_Instruction:_ Render the material again word for word, skipping the pictures in it.

_Data section:_
=======
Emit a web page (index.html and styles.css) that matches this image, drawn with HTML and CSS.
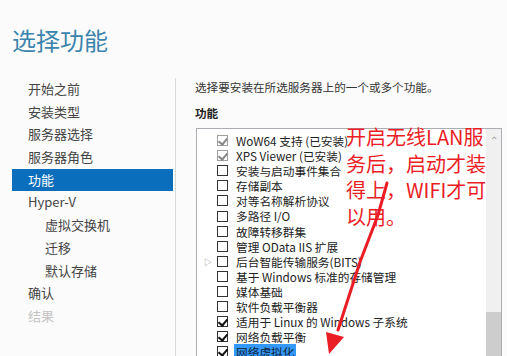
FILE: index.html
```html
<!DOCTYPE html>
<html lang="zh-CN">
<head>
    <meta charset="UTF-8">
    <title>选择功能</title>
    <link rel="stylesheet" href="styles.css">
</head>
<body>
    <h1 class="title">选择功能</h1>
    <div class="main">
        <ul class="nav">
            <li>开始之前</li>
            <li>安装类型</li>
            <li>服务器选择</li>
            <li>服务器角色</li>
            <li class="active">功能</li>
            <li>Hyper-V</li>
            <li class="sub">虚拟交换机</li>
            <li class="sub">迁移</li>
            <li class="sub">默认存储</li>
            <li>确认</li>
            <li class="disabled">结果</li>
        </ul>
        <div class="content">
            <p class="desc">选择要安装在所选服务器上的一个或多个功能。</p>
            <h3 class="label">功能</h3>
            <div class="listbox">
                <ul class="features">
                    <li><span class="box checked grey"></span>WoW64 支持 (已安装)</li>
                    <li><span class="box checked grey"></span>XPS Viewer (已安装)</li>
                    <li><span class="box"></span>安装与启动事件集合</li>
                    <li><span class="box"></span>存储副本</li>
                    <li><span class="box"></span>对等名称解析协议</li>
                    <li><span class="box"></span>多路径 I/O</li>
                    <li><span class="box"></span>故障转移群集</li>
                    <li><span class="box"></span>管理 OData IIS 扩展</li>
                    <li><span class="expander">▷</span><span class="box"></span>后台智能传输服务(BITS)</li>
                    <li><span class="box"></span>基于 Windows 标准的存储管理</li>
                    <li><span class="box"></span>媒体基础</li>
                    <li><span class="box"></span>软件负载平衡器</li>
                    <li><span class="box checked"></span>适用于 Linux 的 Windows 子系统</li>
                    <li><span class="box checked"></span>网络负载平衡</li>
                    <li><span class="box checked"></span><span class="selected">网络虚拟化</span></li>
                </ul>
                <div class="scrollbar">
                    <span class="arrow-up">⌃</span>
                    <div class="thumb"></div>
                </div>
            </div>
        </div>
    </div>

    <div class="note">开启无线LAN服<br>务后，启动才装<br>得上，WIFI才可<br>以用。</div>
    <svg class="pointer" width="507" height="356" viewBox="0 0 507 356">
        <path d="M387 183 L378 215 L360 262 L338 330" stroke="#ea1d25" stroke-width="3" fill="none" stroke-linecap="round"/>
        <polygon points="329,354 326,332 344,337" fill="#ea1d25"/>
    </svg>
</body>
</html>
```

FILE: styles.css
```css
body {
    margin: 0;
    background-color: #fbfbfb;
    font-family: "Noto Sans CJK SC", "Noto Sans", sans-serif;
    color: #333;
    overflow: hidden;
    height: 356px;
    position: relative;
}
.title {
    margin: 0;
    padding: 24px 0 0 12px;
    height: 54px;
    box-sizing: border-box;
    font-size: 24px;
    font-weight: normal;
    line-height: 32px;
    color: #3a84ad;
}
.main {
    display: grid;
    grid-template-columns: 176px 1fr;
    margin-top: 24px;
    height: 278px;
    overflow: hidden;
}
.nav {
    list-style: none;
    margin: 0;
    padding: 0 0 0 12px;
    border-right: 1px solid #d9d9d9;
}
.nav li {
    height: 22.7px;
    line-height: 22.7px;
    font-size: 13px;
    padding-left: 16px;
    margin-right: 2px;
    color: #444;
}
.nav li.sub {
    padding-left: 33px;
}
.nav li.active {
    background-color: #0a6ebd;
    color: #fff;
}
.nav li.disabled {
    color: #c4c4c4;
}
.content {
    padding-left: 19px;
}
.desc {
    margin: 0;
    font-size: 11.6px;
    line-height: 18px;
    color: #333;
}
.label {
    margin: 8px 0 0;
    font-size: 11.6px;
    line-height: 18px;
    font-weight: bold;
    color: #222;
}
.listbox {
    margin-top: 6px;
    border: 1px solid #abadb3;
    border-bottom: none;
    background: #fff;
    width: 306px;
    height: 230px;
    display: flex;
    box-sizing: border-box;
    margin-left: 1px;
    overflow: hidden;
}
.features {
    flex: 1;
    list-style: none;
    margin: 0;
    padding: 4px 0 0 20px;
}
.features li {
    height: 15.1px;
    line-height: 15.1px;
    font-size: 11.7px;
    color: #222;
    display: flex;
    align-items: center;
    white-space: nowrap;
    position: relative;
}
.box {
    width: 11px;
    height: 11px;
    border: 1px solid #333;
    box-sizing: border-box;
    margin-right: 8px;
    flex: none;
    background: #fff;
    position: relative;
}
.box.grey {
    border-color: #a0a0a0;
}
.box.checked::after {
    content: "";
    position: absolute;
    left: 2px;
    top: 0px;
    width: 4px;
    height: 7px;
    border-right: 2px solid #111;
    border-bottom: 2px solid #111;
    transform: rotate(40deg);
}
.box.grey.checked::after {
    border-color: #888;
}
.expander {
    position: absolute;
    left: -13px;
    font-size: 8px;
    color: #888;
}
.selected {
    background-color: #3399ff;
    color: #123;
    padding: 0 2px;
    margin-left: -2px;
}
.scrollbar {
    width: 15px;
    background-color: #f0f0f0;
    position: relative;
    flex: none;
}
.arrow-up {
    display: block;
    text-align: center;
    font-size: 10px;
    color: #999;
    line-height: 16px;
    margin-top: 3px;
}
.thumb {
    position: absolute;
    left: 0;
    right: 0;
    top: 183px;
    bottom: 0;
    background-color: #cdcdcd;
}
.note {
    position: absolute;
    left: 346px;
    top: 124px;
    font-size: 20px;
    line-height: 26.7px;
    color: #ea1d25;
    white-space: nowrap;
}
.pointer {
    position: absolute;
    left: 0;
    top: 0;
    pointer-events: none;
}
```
=======
_Solution for this exercise:_
Emit a web page (index.html and styles.css) that matches this image, drawn with HTML and CSS.
FILE: index.html
```html
<!DOCTYPE html>
<html lang="zh-CN">
<head>
    <meta charset="UTF-8">
    <title>选择功能</title>
    <link rel="stylesheet" href="styles.css">
</head>
<body>
    <h1 class="title">选择功能</h1>
    <div class="main">
        <ul class="nav">
            <li>开始之前</li>
            <li>安装类型</li>
            <li>服务器选择</li>
            <li>服务器角色</li>
            <li class="active">功能</li>
            <li>Hyper-V</li>
            <li class="sub">虚拟交换机</li>
            <li class="sub">迁移</li>
            <li class="sub">默认存储</li>
            <li>确认</li>
            <li class="disabled">结果</li>
        </ul>
        <div class="content">
            <p class="desc">选择要安装在所选服务器上的一个或多个功能。</p>
            <h3 class="label">功能</h3>
            <div class="listbox">
                <ul class="features">
                    <li><span class="box checked grey"></span>WoW64 支持 (已安装)</li>
                    <li><span class="box checked grey"></span>XPS Viewer (已安装)</li>
                    <li><span class="box"></span>安装与启动事件集合</li>
                    <li><span class="box"></span>存储副本</li>
                    <li><span class="box"></span>对等名称解析协议</li>
                    <li><span class="box"></span>多路径 I/O</li>
                    <li><span class="box"></span>故障转移群集</li>
                    <li><span class="box"></span>管理 OData IIS 扩展</li>
                    <li><span class="expander">▷</span><span class="box"></span>后台智能传输服务(BITS)</li>
                    <li><span class="box"></span>基于 Windows 标准的存储管理</li>
                    <li><span class="box"></span>媒体基础</li>
                    <li><span class="box"></span>软件负载平衡器</li>
                    <li><span class="box checked"></span>适用于 Linux 的 Windows 子系统</li>
                    <li><span class="box checked"></span>网络负载平衡</li>
                    <li><span class="box checked"></span><span class="selected">网络虚拟化</span></li>
                </ul>
                <div class="scrollbar">
                    <span class="arrow-up">⌃</span>
                    <div class="thumb"></div>
                </div>
            </div>
        </div>
    </div>

    <div class="note">开启无线LAN服<br>务后，启动才装<br>得上，WIFI才可<br>以用。</div>
    <svg class="pointer" width="507" height="356" viewBox="0 0 507 356">
        <path d="M387 183 L378 215 L360 262 L338 330" stroke="#ea1d25" stroke-width="3" fill="none" stroke-linecap="round"/>
        <polygon points="329,354 326,332 344,337" fill="#ea1d25"/>
    </svg>
</body>
</html>
```

FILE: styles.css
```css
body {
    margin: 0;
    background-color: #fbfbfb;
    font-family: "Noto Sans CJK SC", "Noto Sans", sans-serif;
    color: #333;
    overflow: hidden;
    height: 356px;
    position: relative;
}
.title {
    margin: 0;
    padding: 24px 0 0 12px;
    height: 54px;
    box-sizing: border-box;
    font-size: 24px;
    font-weight: normal;
    line-height: 32px;
    color: #3a84ad;
}
.main {
    display: grid;
    grid-template-columns: 176px 1fr;
    margin-top: 24px;
    height: 278px;
    overflow: hidden;
}
.nav {
    list-style: none;
    margin: 0;
    padding: 0 0 0 12px;
    border-right: 1px solid #d9d9d9;
}
.nav li {
    height: 22.7px;
    line-height: 22.7px;
    font-size: 13px;
    padding-left: 16px;
    margin-right: 2px;
    color: #444;
}
.nav li.sub {
    padding-left: 33px;
}
.nav li.active {
    background-color: #0a6ebd;
    color: #fff;
}
.nav li.disabled {
    color: #c4c4c4;
}
.content {
    padding-left: 19px;
}
.desc {
    margin: 0;
    font-size: 11.6px;
    line-height: 18px;
    color: #333;
}
.label {
    margin: 8px 0 0;
    font-size: 11.6px;
    line-height: 18px;
    font-weight: bold;
    color: #222;
}
.listbox {
    margin-top: 6px;
    border: 1px solid #abadb3;
    border-bottom: none;
    background: #fff;
    width: 306px;
    height: 230px;
    display: flex;
    box-sizing: border-box;
    margin-left: 1px;
    overflow: hidden;
}
.features {
    flex: 1;
    list-style: none;
    margin: 0;
    padding: 4px 0 0 20px;
}
.features li {
    height: 15.1px;
    line-height: 15.1px;
    font-size: 11.7px;
    color: #222;
    display: flex;
    align-items: center;
    white-space: nowrap;
    position: relative;
}
.box {
    width: 11px;
    height: 11px;
    border: 1px solid #333;
    box-sizing: border-box;
    margin-right: 8px;
    flex: none;
    background: #fff;
    position: relative;
}
.box.grey {
    border-color: #a0a0a0;
}
.box.checked::after {
    content: "";
    position: absolute;
    left: 2px;
    top: 0px;
    width: 4px;
    height: 7px;
    border-right: 2px solid #111;
    border-bottom: 2px solid #111;
    transform: rotate(40deg);
}
.box.grey.checked::after {
    border-color: #888;
}
.expander {
    position: absolute;
    left: -13px;
    font-size: 8px;
    color: #888;
}
.selected {
    background-color: #3399ff;
    color: #123;
    padding: 0 2px;
    margin-left: -2px;
}
.scrollbar {
    width: 15px;
    background-color: #f0f0f0;
    position: relative;
    flex: none;
}
.arrow-up {
    display: block;
    text-align: center;
    font-size: 10px;
    color: #999;
    line-height: 16px;
    margin-top: 3px;
}
.thumb {
    position: absolute;
    left: 0;
    right: 0;
    top: 183px;
    bottom: 0;
    background-color: #cdcdcd;
}
.note {
    position: absolute;
    left: 346px;
    top: 124px;
    font-size: 20px;
    line-height: 26.7px;
    color: #ea1d25;
    white-space: nowrap;
}
.pointer {
    position: absolute;
    left: 0;
    top: 0;
    pointer-events: none;
}
```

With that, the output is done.